BEGIN Data block

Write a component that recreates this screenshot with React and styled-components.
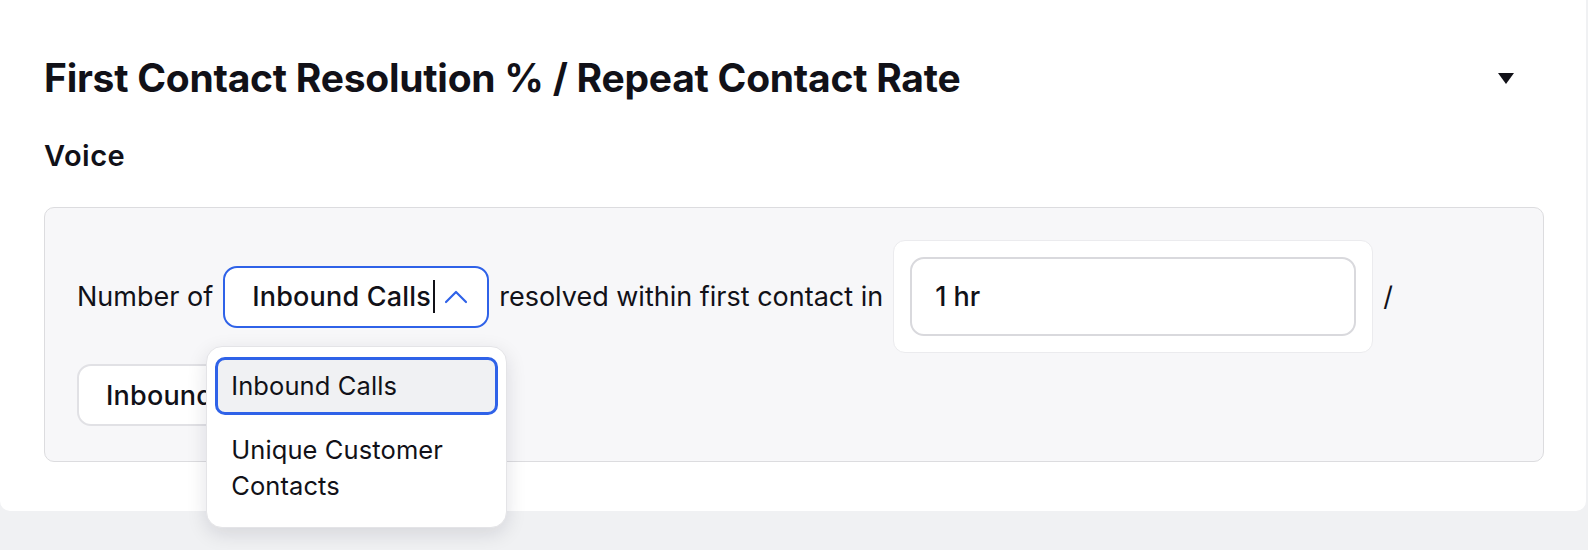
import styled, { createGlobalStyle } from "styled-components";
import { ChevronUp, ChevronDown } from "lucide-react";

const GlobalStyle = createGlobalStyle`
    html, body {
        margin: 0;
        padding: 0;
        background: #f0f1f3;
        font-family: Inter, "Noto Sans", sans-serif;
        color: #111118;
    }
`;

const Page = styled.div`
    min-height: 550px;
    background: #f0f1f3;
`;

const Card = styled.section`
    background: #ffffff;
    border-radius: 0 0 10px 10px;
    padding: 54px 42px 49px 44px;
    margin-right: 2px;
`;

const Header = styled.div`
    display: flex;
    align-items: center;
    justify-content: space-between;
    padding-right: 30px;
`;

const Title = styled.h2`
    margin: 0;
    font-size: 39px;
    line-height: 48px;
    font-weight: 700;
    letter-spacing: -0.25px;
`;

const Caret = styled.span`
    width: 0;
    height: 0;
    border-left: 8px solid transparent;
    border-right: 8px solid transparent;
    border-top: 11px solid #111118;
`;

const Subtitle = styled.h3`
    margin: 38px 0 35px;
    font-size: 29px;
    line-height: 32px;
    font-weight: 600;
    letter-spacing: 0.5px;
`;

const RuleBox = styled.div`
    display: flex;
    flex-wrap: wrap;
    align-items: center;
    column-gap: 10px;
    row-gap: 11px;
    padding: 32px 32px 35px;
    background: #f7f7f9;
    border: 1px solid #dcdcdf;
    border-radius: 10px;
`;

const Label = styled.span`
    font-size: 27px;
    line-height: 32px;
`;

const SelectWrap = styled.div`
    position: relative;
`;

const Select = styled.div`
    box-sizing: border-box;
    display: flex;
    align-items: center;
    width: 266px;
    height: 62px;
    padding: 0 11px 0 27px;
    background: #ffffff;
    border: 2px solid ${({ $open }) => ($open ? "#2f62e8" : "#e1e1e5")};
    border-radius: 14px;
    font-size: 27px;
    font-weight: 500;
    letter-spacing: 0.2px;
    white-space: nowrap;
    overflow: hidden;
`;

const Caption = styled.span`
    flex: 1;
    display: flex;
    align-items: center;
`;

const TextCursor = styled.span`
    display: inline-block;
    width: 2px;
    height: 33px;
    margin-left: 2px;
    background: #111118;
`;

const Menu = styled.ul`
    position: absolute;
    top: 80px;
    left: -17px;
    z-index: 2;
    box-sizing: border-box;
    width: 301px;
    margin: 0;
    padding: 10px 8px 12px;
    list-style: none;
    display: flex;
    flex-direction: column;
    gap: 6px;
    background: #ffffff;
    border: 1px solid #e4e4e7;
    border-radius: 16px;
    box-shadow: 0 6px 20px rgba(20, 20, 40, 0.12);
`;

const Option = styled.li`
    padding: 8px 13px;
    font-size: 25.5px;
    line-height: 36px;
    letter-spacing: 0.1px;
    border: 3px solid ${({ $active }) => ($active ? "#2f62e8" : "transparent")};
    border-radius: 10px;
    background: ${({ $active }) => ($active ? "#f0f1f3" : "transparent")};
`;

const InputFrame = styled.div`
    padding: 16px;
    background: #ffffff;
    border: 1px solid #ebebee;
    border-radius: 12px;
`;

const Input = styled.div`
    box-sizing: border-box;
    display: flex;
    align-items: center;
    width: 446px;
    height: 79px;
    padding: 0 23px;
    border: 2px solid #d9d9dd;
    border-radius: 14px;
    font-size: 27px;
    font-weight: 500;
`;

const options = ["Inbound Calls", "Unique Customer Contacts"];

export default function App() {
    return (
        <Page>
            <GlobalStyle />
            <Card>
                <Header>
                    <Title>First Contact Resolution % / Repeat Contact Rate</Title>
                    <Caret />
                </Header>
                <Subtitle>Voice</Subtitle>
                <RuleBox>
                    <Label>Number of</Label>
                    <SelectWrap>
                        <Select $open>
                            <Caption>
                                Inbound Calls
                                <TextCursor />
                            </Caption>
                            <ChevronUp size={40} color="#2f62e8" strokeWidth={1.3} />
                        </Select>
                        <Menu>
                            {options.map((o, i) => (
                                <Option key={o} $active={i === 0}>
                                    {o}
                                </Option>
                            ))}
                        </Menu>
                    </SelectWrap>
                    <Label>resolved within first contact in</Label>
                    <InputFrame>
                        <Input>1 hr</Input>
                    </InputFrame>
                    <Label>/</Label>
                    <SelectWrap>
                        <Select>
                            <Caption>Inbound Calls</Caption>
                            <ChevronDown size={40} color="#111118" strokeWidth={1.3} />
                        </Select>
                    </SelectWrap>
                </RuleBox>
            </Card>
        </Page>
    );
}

END Data block

Where a line above contains the word "components", copy that line.

• [Response to this exercise]
Write a component that recreates this screenshot with React and styled-components.
import styled, { createGlobalStyle } from "styled-components";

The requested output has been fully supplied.